Reading, rereading, hearing, rehearing, teaching, reteaching, discussing, rediscussing….the letters of Paul and books/sermons/teaching from them. Sometimes, I become quite bored, I’ll admit. In the conservative evangelical circles I move in, Paul gets a lot of attention, and everyone assumes they understand him. He is didactic and blunt. He’s easy for preachers to expound (except when he’s not.) He comes out and says things without having to wade through parables and stories. There is a conservative concensus on most of the background of his letters. For most conservative Bible teachers, Paul is the preferred source.
Which means you hear a lot of the same things, the same interpretations, the same comments, delivered the same way, citing the same sources. I sometimes wonder why most people who write books and commentaries on Paul’s letters even bother. Most of it really has all been said before. Hundreds and hundreds of times.
So when someone begins talking about Paul in a new and a fresh way, I want to listen. I need a kick in the pants to get enthused about Paul. I suspect most of what I’ve heard about Paul’s letter is probably wrong as well as dull. When Paul turns out to be the defender of everything fundamentalists love and when there is a Pauline verse on everything that nicely fits into the worldview of every conservative Bible teacher on the radio and at the bookstore, I’m suspicious that Paul has become an inkblot that everyone identifies in predictably self-justifying ways.
So despite the predictably worries, warnings and narrow reactions of most in the fundamentalist and conservative reformed quarters, I’m very interested in the New Perspective on Paul, the work of N.T. Wright on Paul and the recent work of many younger scholars influenced by both. Not because I agree with everything these scholars are saying, but because my own encounter with Paul simply needs some fresh excitement and stimulation. I’m not wanting novelty, but I do want a fresh approach.

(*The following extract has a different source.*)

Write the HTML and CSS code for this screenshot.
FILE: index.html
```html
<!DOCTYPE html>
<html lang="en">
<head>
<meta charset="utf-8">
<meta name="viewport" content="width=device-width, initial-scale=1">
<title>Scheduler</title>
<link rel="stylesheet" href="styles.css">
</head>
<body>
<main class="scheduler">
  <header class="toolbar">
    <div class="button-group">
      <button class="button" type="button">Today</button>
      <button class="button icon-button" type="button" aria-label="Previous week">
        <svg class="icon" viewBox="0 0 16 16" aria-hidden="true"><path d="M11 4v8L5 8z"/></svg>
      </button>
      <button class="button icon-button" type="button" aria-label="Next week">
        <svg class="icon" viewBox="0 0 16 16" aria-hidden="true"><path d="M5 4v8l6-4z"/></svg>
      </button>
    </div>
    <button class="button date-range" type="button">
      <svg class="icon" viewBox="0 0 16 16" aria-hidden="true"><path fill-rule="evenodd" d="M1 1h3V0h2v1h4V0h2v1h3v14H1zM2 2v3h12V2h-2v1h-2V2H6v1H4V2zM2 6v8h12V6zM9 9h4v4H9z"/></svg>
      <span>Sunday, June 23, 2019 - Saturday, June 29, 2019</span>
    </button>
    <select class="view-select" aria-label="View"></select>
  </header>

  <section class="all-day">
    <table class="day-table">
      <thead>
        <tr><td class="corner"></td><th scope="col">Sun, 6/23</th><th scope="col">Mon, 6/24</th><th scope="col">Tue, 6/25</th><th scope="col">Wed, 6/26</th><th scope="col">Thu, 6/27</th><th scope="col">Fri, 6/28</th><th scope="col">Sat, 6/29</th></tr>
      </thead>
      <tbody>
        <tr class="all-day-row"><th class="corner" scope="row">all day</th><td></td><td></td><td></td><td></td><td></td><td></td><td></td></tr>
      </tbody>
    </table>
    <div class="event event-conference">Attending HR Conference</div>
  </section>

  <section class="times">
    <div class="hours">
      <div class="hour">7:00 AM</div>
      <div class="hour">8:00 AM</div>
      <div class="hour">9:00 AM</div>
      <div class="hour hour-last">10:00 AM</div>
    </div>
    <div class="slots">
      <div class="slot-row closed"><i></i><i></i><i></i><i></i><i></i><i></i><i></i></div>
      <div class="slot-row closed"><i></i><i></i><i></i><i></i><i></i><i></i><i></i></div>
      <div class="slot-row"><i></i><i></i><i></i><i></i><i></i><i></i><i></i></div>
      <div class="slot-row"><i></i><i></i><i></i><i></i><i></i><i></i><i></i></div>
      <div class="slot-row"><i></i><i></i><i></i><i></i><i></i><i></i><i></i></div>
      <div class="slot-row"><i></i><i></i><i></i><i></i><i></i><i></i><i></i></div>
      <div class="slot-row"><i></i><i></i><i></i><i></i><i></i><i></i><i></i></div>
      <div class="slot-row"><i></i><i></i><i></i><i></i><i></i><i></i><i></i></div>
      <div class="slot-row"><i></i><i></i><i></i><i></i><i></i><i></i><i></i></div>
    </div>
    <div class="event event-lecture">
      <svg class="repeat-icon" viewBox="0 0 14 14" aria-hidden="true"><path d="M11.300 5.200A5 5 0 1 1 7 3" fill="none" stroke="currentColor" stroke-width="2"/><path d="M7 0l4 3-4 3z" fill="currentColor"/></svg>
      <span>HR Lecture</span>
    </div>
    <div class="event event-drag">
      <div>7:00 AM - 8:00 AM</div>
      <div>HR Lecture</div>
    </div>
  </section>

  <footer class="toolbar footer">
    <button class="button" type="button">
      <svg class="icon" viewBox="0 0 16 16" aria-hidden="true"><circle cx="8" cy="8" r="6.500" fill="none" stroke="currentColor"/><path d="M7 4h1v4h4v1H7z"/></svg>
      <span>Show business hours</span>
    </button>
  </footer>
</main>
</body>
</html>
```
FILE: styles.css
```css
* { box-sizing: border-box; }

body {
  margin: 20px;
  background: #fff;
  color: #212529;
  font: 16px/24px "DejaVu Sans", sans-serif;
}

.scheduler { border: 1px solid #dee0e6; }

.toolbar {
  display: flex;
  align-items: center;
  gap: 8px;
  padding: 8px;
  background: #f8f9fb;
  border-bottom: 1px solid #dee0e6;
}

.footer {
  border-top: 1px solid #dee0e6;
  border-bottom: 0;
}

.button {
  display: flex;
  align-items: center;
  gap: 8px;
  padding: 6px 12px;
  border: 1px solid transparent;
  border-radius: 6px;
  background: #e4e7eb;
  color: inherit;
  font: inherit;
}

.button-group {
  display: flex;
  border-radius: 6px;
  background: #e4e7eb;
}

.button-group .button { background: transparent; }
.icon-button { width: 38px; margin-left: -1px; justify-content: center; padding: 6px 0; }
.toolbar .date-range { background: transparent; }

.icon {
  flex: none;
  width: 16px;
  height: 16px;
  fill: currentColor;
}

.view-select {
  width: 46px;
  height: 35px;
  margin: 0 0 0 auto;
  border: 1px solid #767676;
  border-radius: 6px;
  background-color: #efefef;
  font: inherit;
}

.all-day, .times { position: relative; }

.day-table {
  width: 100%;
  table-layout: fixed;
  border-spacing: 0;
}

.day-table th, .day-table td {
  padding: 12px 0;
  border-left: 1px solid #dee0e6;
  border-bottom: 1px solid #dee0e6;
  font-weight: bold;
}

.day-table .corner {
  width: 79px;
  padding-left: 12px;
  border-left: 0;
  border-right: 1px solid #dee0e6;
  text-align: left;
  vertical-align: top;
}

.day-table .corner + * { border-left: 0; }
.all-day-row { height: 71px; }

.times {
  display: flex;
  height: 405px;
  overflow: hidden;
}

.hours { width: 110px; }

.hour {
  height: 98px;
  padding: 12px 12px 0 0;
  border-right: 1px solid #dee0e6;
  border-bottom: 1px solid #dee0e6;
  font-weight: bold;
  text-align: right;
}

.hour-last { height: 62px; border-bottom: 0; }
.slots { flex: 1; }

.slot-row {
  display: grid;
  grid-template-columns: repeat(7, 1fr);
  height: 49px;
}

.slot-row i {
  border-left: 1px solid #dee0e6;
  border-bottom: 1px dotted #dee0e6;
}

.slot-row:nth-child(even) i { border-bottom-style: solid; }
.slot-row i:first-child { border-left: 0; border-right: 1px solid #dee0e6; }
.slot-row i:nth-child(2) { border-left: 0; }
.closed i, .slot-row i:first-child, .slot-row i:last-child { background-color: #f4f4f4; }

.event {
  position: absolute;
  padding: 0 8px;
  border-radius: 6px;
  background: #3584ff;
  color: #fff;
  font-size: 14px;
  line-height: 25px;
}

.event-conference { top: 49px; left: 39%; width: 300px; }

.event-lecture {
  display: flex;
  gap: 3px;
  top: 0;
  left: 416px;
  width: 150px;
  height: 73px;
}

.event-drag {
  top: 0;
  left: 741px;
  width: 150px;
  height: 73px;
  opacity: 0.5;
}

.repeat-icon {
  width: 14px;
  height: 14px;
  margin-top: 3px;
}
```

For that reason, I was excited with the prospect of reading Colossians Remixed by Canadian scholars Brian Walsh and Sylvia Keesmaat. The book is endorsed by N.T. Wright, and both authors are associated with the Institute For Christian Studies in Toronto. Walsh is well-known for his provocative book on Postmodernism.
It took me a while to get to the book, but I’ve now finished it, and it was one of the more interesting and stimulating reads I’ve experienced this year.
Keesmaat and Walsh have written a kind of “remixed” commentary that includes sections on major themes, extended imaginings of situations in the Colossian church, “targums” on the text that rewrite the book into contemporary idioms, contrapoint dialogues from a skeptical reader and applications from the political left that will probably ruin the book for a lot of conservative readers.
That would be a shame, because despite the fact that many readers will find the leftist political rhetoric in the applications to be annoying and predictable, the methodological approach to the text of Colossians is exciting, provocative and useful. It’s well-written, and passionately involved in a quest to place this letter into the dual worlds of Paul and the contemporary reader.
Walsh and Keesmaat take the idea of “subverting the empire” as the central motif of the book. They keep this idea crucial as they place the life of the Christian community in the contemporary “empire” of western, America-dominated, consumerism and global corporate culture. Living in a new empire is the theme of Colossians, and the writers let each section of the book examine what it means to be a Christian in a world with an aggressively idolatrous religion of consumerism.
I have to admit that I don’t listen to liberals or leftists very seriously, but when those who are serious Biblicists connect their understanding of the Biblical text with the contemporary world in a way that makes that text speak clearly, I will listen. Walsh and Keesmaat earned my respect, if not my agreement.
While I haven’t changed my politics, I was not offended by the way the authors interpret the many aspects of today’s global consumer empire in a way that presents an idolatrous, seductive environment for the church very parallel to the first century. I haven’t yet made the connection between SUVs and Praise and Worship music, but I am quite fascinated by the sincere confidence that the text speaks deeply to the world I live in.
Colossians Remixed isn’t a textual commentary for the verse by verse preacher. It is an electrical charge on the thematic level that will excite your reading of the text and perhaps encourage you to teach the book in a way that will surprise- or even anger- Christians who have been lulled into a complacent assumption that Paul has nothing new to say.
I highly recommend the book. Conservatives, be warned. The applications will take you on quite a tour of the current mindset of the political left, and if you are sensitive to anti-Americanism, you will get your nose tweaked. I respectfully disagree with some of those applications, but I am enjoying Colossians more than ever before.